In più, la ricca Confederazione Elvetica offre alloggio e lavoro ai propri cittadini la cui vita inizia a essere, se escludiamo i mega milionari, un po’ come quella degli americani: un po’ di debito per le spese sanitarie, un po’ per il mutuo immobiliare, un po’ per il leasing della macchina, un po’ per le polizze previdenziali e sanitarie. E se avanza qualcosa dai seppur ricchi salari è per godersi una meritata vacanza sul lago di Costanza o sul Cervino. In uno scenario cosi composito temo sia abbastanza evidente che una misura che impatta sulla comunità non possa che avere effetti differenziati. Nei paesi in cui il debito privato integra le risorse da redditi, la discesa dei tassi diminuisce il costo del debito e quindi libera risorse per i consumi.

Ma in paesi come l’Italia, in cui la memoria storica permette di immaginarsi propensi al risparmio e di conseguenza alla creazione di moneta aggiuntiva destinata ai consumi, la discesa dei tassi o addirittura il loro azzeramento ha da tempo eliminato o fortemente ridotto quel reddito aggiuntivo che permetteva, per esempio, di pagare le spese del condominio semplicemente incassando le cedole dei BTP triennali (non di certo quarantennali come forse si dovrebbe fare oggi). Questo argomento, che tra l’altro serve ai nazionalisti per supportare la tesi secondo cui l’euro è un macroscopico errore (non addentriamoci in questo argomento più volte ampiamente affrontato) deve però essere oggetto di attenta valutazione, per evitare gravi distorsioni, soprattutto in Italia.

Immaginando che la logica keynesiana di ridurre i tassi per rilanciare gli investimenti e i consumi sia valida, oggi ci ritroviamo ad avere un sistema bancario mediamente paralizzato da pregressi errori di gestione del credito, che si trova a dover badare più alla difesa del patrimonio di vigilanza che al nuovo business; una produzione di new money scarsissima e spesso totalmente disintermediata dalla raccolta diretta delle banche; un rapporto tra i salari e il costo dei consumi primari assurdamente inesatto fin dal giorno dell’introduzione dell’euro; pensioni che, e almeno questo è un dato positivo, seppur per la maggior parte ancorate al sistema contributivo, si attestano intorno al 75% del reddito lavorativo fisso.

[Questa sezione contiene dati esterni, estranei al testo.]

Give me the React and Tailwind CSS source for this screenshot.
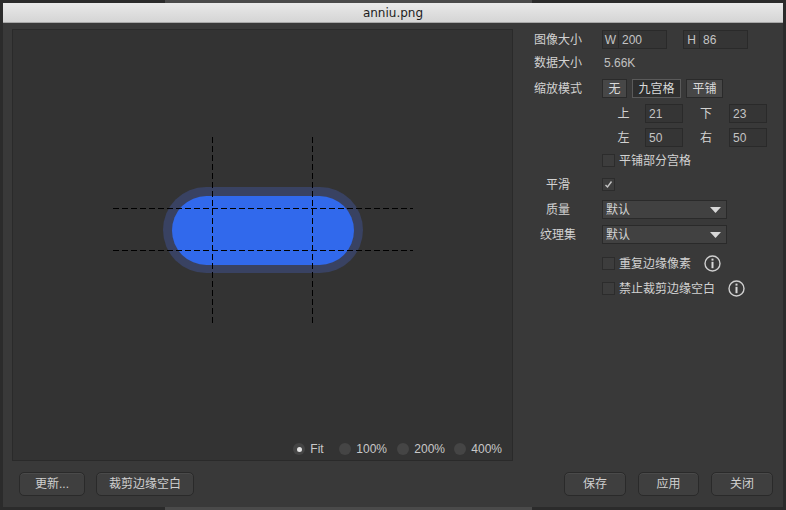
import React from "react";

const font = { fontFamily: '"Liberation Sans", "Noto Sans CJK SC", sans-serif' };
const titleFont = { fontFamily: '"DejaVu Sans", sans-serif' };

const Label = ({ children }) => (
  <div className="w-[60px] shrink-0 text-center text-[#d2d2d2]">{children}</div>
);

const Box = ({ prefix, value, w = "w-[65px]" }) => (
  <div className={`${w} h-[19px] flex items-center border border-[#2a2a2a] bg-[#353535] text-[#c4c4c4]`}>
    {prefix && (
      <span className="w-[16px] h-full flex items-center justify-center border-r border-[#2a2a2a]">
        {prefix}
      </span>
    )}
    <span className="pl-[3px]">{value}</span>
  </div>
);

const ModeButton = ({ children, active, w }) => (
  <div
    className={`${w} h-[19px] flex items-center justify-center border ${
      active ? "bg-[#2e2e2e] border-[#5a5a5a]" : "bg-[#474747] border-[#2a2a2a]"
    } text-[#dadada]`}
  >
    {children}
  </div>
);

const Check = ({ checked }) => (
  <div className="w-[13px] h-[13px] border border-[#2c2c2c] bg-[#3d3d3d] flex items-center justify-center">
    {checked && (
      <svg width="9" height="9" viewBox="0 0 9 9">
        <path d="M1.5 5 L3.5 7 L7.5 1.5" stroke="#c4c4c4" strokeWidth="1.4" fill="none" />
      </svg>
    )}
  </div>
);

const Info = () => (
  <svg width="17" height="17" viewBox="0 0 17 17">
    <circle cx="8.5" cy="8.5" r="7.5" stroke="#cfcfcf" strokeWidth="1.4" fill="none" />
    <rect x="7.5" y="3.6" width="2" height="2" fill="#d8d8d8" />
    <rect x="7.5" y="6.8" width="2" height="6.4" fill="#d8d8d8" />
  </svg>
);

const Select = ({ value }) => (
  <div className="w-[125px] h-[19px] flex items-center justify-between border border-[#2a2a2a] bg-[#414141] pl-[3px] pr-[5px] text-[#d4d4d4]">
    <span>{value}</span>
    <svg width="11" height="6" viewBox="0 0 11 6">
      <path d="M0 0 L11 0 L5.5 6 Z" fill="#d8d8d8" />
    </svg>
  </div>
);

const Radio = ({ label, selected, w }) => (
  <div className={`${w} flex items-center gap-[5px]`}>
    <div className="w-[12px] h-[12px] rounded-full bg-[#454545] flex items-center justify-center">
      {selected && <div className="w-[5px] h-[5px] rounded-full bg-[#e2e2e2]" />}
    </div>
    <span className="text-[#c8c8c8]">{label}</span>
  </div>
);

const FootButton = ({ children, w }) => (
  <div
    className={`${w} h-[24px] flex items-center justify-center rounded-[5px] border border-[#2a2a2a] bg-[#3f3f3f] text-[#d0d0d0] shadow-[inset_0_1px_0_#4a4a4a]`}
  >
    {children}
  </div>
);

function Preview() {
  return (
    <svg width="300" height="186" viewBox="0 0 300 186">
      <rect x="50" y="50" width="200" height="86" rx="43" fill="#394262" />
      <rect x="59" y="59" width="182" height="69" rx="34.5" fill="#3169ec" />
      <g stroke="#000" strokeWidth="1" strokeDasharray="6 3">
        <line x1="99.5" y1="0" x2="99.5" y2="186" />
        <line x1="199.5" y1="0" x2="199.5" y2="186" />
        <line x1="0" y1="71.5" x2="300" y2="71.5" />
        <line x1="0" y1="113.5" x2="300" y2="113.5" />
      </g>
    </svg>
  );
}

export default function App() {
  return (
    <div className="w-[786px] h-[510px] bg-[#2b2b2b] flex flex-col text-[12px] leading-none" style={font}>
      <div className="h-[3px] flex">
        <div className="w-[165px]" />
        <div className="w-[367px] bg-[#4a4a4a]" />
      </div>

      <div className="mx-[3px] h-[504px] flex flex-col bg-[#393939]">
        {/* Title */}
        <div
          className="h-[20px] flex items-center justify-center bg-gradient-to-b from-[#e9e9e9] to-[#d5d5d5] border-b border-[#a8a8a8] text-[#1c1c1c]"
          style={titleFont}
        >
          anniu.png
        </div>

        <div className="flex pt-[6px] pl-[9px]">
          {/* Preview panel */}
          <div className="w-[501px] h-[432px] flex flex-col border border-[#2a2a2a] bg-[#333333]">
            <div className="flex-1 flex items-center justify-center">
              <Preview />
            </div>
            <div className="h-[30px] pt-[8px] pr-[10px] flex items-center justify-end">
              <Radio label="Fit" selected w="w-[46px]" />
              <Radio label="100%" w="w-[58px]" />
              <Radio label="200%" w="w-[57px]" />
              <Radio label="400%" />
            </div>
          </div>

          {/* Properties */}
          <div className="ml-[15px] pt-[1px] flex flex-col">
            <div className="h-[19px] flex items-center">
              <Label>图像大小</Label>
              <div className="ml-[14px] flex gap-[16px]">
                <Box prefix="W" value="200" />
                <Box prefix="H" value="86" />
              </div>
            </div>

            <div className="mt-[4px] h-[19px] flex items-center">
              <Label>数据大小</Label>
              <span className="ml-[16px] text-[#c0c0c0]">5.66K</span>
            </div>

            <div className="mt-[7px] h-[19px] flex items-center">
              <Label>缩放模式</Label>
              <div className="ml-[14px] flex gap-[5px]">
                <ModeButton w="w-[25px]">无</ModeButton>
                <ModeButton w="w-[49px]" active>
                  九宫格
                </ModeButton>
                <ModeButton w="w-[37px]">平铺</ModeButton>
              </div>
            </div>

            <div className="mt-[6px] h-[19px] flex items-center pl-[74px]">
              <span className="w-[43px] text-center text-[#d2d2d2]">上</span>
              <Box value="21" w="w-[38px]" />
              <span className="w-[46px] text-center text-[#d2d2d2]">下</span>
              <Box value="23" w="w-[38px]" />
            </div>

            <div className="mt-[5px] h-[19px] flex items-center pl-[74px]">
              <span className="w-[43px] text-center text-[#d2d2d2]">左</span>
              <Box value="50" w="w-[38px]" />
              <span className="w-[46px] text-center text-[#d2d2d2]">右</span>
              <Box value="50" w="w-[38px]" />
            </div>

            <div className="mt-[4px] h-[19px] flex items-center pl-[74px] gap-[4px]">
              <Check />
              <span className="text-[#d2d2d2]">平铺部分宫格</span>
            </div>

            <div className="mt-[5px] h-[19px] flex items-center">
              <Label>平滑</Label>
              <div className="ml-[14px]">
                <Check checked />
              </div>
            </div>

            <div className="mt-[6px] h-[19px] flex items-center">
              <Label>质量</Label>
              <div className="ml-[14px]">
                <Select value="默认" />
              </div>
            </div>

            <div className="mt-[6px] h-[19px] flex items-center">
              <Label>纹理集</Label>
              <div className="ml-[14px]">
                <Select value="默认" />
              </div>
            </div>

            <div className="mt-[10px] h-[19px] flex items-center pl-[74px]">
              <Check />
              <span className="ml-[4px] text-[#d2d2d2]">重复边缘像素</span>
              <span className="ml-[13px]">
                <Info />
              </span>
            </div>

            <div className="mt-[6px] h-[19px] flex items-center pl-[74px]">
              <Check />
              <span className="ml-[4px] text-[#d2d2d2]">禁止裁剪边缘空白</span>
              <span className="ml-[13px]">
                <Info />
              </span>
            </div>
          </div>
        </div>

        {/* Footer */}
        <div className="mt-[11px] flex items-center pl-[16px] pr-[10px]">
          <FootButton w="w-[66px]">更新...</FootButton>
          <div className="ml-[11px]">
            <FootButton w="w-[98px]">裁剪边缘空白</FootButton>
          </div>
          <div className="ml-auto flex gap-[12px]">
            <FootButton w="w-[62px]">保存</FootButton>
            <FootButton w="w-[61px]">应用</FootButton>
            <FootButton w="w-[62px]">关闭</FootButton>
          </div>
        </div>
      </div>

      <div className="h-[3px] flex">
        <div className="w-[165px]" />
        <div className="w-[367px] bg-[#4a4a4a]" />
      </div>
    </div>
  );
}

In questa situazione si potrebbe immaginare un effetto positivo dei tassi in ulteriore ribasso, ad esempio grazie all’impatto diretto sia sulle rate di un mutuo a tasso variabile erogato cinque anni fa sia su un nuovo mutuo. Ma al un giovane laureato appena assunto, magari con un contratto a termine, il mutuo chi lo dà? Tutti. Basta che il nonno rilasci una fidejussione o stipuli una polizza assicurativa. Ma anche il nonno percepisce una pensione con la quale probabilmente anche lui sta ancora pagando un mutuo trentennale che scadrà a esequie avvenute. E allora il vantaggio dei tassi fermi o ribassati passa ad altri strumenti finanziari, come le carte revolving o i finanziamenti personali, che però non sono a costo zero e rischiano di creare una spirale debitoria se non si è profondamente oculati nella gestione delle proprie finanze.

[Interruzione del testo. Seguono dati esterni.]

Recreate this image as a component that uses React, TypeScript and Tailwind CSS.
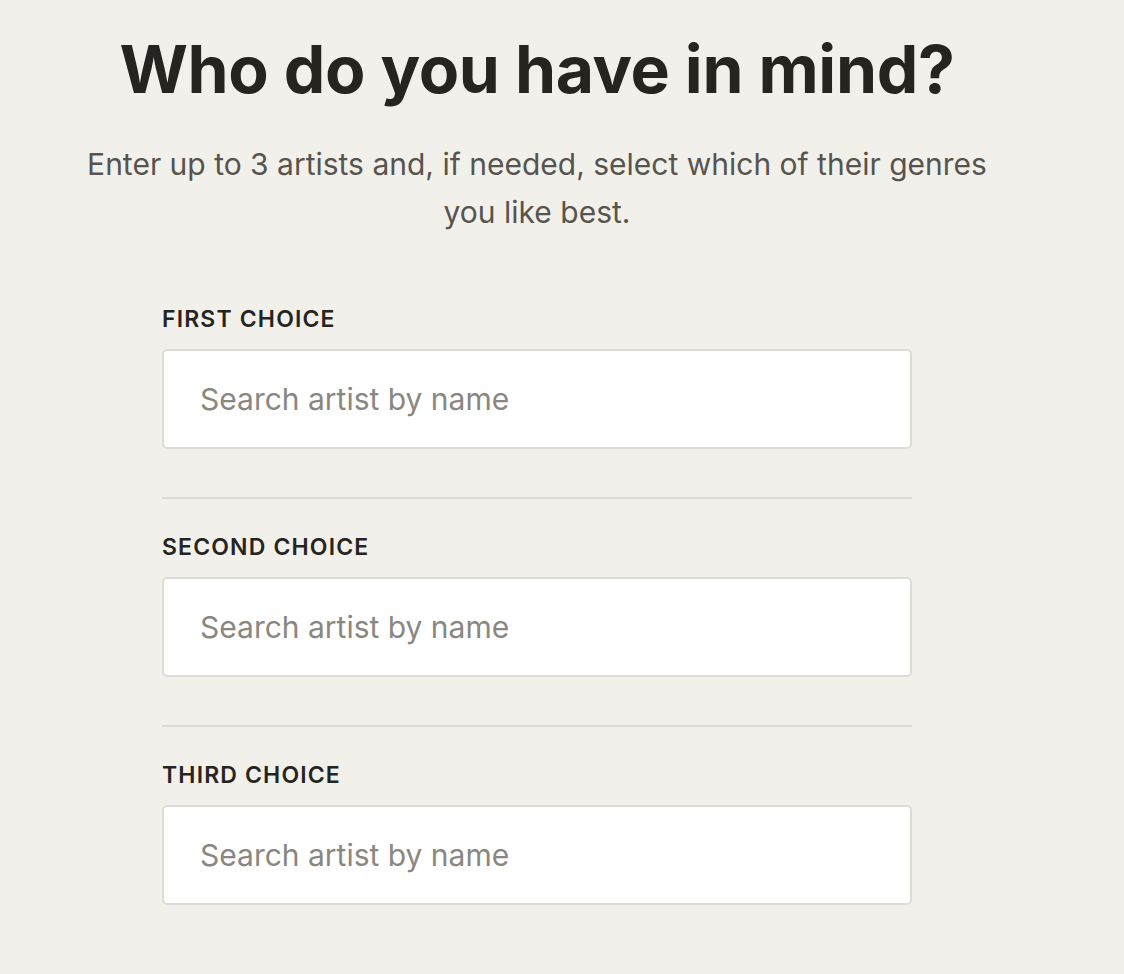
const choices = ['First choice', 'Second choice', 'Third choice'];

export default function App() {
  return (
    <div className="min-h-[974px] bg-[#f2f0eb] font-['Inter',sans-serif]">
      <div className="w-[1074px] pt-[29px] flex flex-col items-center">
        <h1 className="text-[66px] leading-[80px] font-bold tracking-[-0.005em] text-[#262420]">
          Who do you have in mind?
        </h1>
        <p className="mt-[31px] w-[940px] text-center text-[30px] leading-[48px] text-[#57544e]">
          Enter up to 3 artists and, if needed, select which of their genres you like best.
        </p>
        <div className="mt-[67px] w-[750px] flex flex-col">
          {choices.map((label, i) => (
            <div key={label} className="flex flex-col">
              {i > 0 && <div className="h-[2px] bg-[#dfdcd6] mt-[48px] mb-[32px]" />}
              <label className="text-[23px] leading-[32px] font-semibold uppercase tracking-[0.05em] text-[#262420]">
                {label}
              </label>
              <input
                type="text"
                placeholder="Search artist by name"
                className="mt-[14px] h-[100px] w-full rounded-[5px] border-2 border-[#dfdcd6] bg-white px-[36px] text-[30px] text-[#262420] placeholder:text-[#8a8780] outline-none"
              />
            </div>
          ))}
        </div>
      </div>
    </div>
  );
}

Mi viene il sospetto che i tassi sottozero facciano bene solo ai debitori. Per esempio, i soggetti che emettono obbligazioni. Tra cui spicca il Tesoro, l’unico che gode di marginali benefici. Ed ecco che arriva il mercato: quando un BTP sarà offerto con cedola decennale 0,45, ad esempio, chi sarà invogliato a sottoscriverlo? Deve cambiare l’educazione finanziaria di un paese, deve cambiare la tecnicalità delle gestioni che non possono essere più statiche o direzionali, deve cambiare l’efficienza di tutti i mercati secondari per permettere davvero una negoziabilità costante anche di strumenti largamente più ristretti di un BTP. Una volta che tutte queste cose saranno cambiate, forse i tassi risaliranno.

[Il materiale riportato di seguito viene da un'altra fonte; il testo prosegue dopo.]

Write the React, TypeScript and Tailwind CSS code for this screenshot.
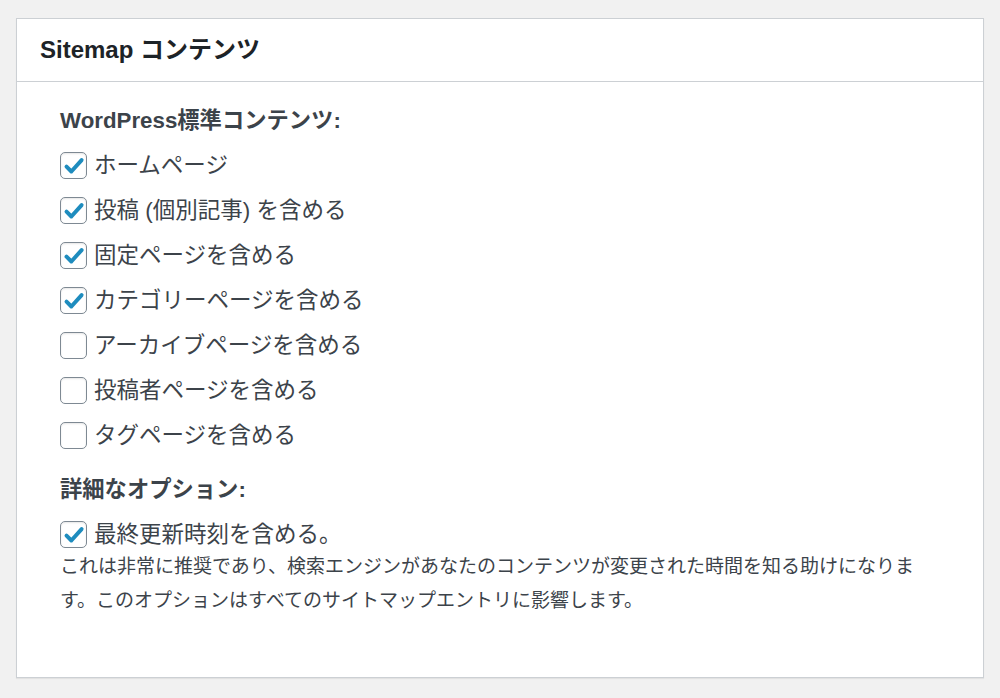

Ma perché la misura funzioni l’altra cosa che deve cambiare repentinamente è tutta la fiscalità legata al lavoro più che al risparmio. Perché se anche con i tassi a zero il prelievo sullo stipendio di un impiegato è del 36/40% e il costo aziendale quasi doppio non vedo proprio come possano liberarsi risorse per i consumi. L’Europa gestisce l’euro e i suoi parametri, compresi i tassi. L’Italia dovrebbe iniziare un percorso verso un sistema di leggi che stimolino i consumi sgravando famiglie e imprese, in primis snellendo la burocrazia che complica l’accesso al credito sia produttivo sia personale.

Questo non significa, chiaramente, venire incontro a debitori insolventi, ma progettare norme e disposizioni che limitino l’applicazione di spese di utilizzo e tassi di costo illogici rispetto al parametro monetario, oltre a favorire un’educazione all’uso oculato degli strumenti di credito e, in genere, delle rate. Chi governa non può e non deve distribuire soldi a pioggia. Ma può e deve normare in maniera drastica le funzioni, i costi e le modalità di esercizio di attività che competono in particolare a quel mondo di soggetti più o meno grandi che si chiamano istituti di credito. Che sarebbe bene, per legge, ricominciassero a fare davvero il lavoro per il quale sono stati costituiti ed autorizzati.